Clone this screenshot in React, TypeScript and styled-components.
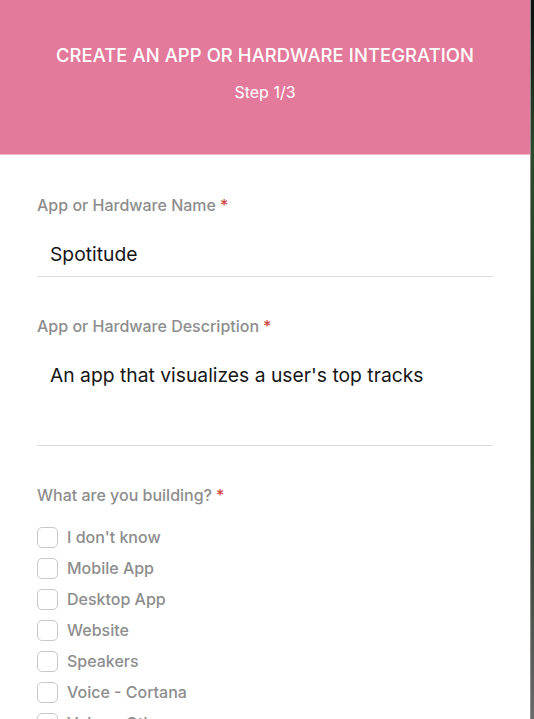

--------------------

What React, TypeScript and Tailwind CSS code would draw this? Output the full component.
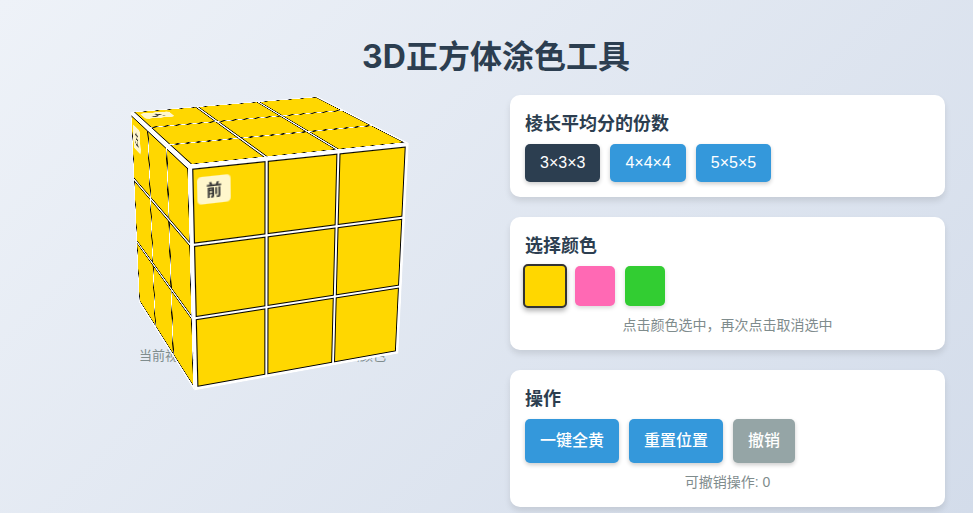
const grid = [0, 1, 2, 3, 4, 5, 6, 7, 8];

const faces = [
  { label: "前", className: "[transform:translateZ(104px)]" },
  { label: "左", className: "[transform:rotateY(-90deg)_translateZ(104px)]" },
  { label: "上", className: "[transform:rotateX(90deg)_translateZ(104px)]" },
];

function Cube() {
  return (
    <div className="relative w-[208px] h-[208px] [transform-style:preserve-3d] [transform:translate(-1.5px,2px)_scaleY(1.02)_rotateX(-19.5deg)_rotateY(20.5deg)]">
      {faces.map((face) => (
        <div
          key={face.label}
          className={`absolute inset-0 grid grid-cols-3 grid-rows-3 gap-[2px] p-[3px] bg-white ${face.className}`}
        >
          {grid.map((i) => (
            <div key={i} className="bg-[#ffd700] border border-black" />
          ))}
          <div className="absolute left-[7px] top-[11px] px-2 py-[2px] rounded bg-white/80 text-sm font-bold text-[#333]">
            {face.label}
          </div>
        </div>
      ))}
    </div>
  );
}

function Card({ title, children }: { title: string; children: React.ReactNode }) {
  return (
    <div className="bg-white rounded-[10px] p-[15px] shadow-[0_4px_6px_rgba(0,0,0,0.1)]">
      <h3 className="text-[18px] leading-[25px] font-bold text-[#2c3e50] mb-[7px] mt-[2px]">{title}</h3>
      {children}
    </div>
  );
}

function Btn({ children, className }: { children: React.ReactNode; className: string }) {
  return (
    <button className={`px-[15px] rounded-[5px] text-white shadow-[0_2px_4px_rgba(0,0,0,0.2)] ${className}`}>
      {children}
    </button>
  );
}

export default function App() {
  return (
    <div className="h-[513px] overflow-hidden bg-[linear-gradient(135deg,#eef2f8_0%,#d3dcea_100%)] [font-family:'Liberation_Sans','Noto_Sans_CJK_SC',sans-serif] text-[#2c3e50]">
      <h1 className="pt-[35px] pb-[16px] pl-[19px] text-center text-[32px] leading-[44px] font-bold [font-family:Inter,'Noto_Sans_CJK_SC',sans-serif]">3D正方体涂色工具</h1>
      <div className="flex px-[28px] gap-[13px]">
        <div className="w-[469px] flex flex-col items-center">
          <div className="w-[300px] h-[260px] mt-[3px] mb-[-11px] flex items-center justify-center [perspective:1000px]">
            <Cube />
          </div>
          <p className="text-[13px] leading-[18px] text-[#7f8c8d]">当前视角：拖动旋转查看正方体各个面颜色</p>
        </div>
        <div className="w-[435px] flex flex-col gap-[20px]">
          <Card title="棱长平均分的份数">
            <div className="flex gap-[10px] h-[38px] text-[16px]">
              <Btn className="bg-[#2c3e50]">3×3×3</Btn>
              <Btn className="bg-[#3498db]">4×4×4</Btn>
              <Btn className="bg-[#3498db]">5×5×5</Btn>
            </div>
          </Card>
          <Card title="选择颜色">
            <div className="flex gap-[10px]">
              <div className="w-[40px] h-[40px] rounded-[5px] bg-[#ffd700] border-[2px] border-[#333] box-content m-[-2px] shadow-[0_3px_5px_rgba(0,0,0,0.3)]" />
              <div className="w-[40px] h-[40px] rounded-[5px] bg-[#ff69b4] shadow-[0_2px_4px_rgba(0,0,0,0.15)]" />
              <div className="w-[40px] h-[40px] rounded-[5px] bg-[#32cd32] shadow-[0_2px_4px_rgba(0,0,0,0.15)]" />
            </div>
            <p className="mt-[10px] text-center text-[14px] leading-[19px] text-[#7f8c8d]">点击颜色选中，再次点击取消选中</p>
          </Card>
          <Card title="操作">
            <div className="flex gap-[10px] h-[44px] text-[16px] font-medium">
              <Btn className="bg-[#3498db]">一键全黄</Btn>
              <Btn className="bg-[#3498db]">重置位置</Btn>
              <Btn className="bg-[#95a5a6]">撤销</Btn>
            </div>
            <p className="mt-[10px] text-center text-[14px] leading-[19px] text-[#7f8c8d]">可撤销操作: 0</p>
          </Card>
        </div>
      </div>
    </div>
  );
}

--------------------

- _EXERCISE_: Pick out each line containing "React" and report it.

- _OUTPUT_:
Clone this screenshot in React, TypeScript and styled-components.
What React, TypeScript and Tailwind CSS code would draw this? Output the full component.
function Card({ title, children }: { title: string; children: React.ReactNode }) {
function Btn({ children, className }: { children: React.ReactNode; className: string }) {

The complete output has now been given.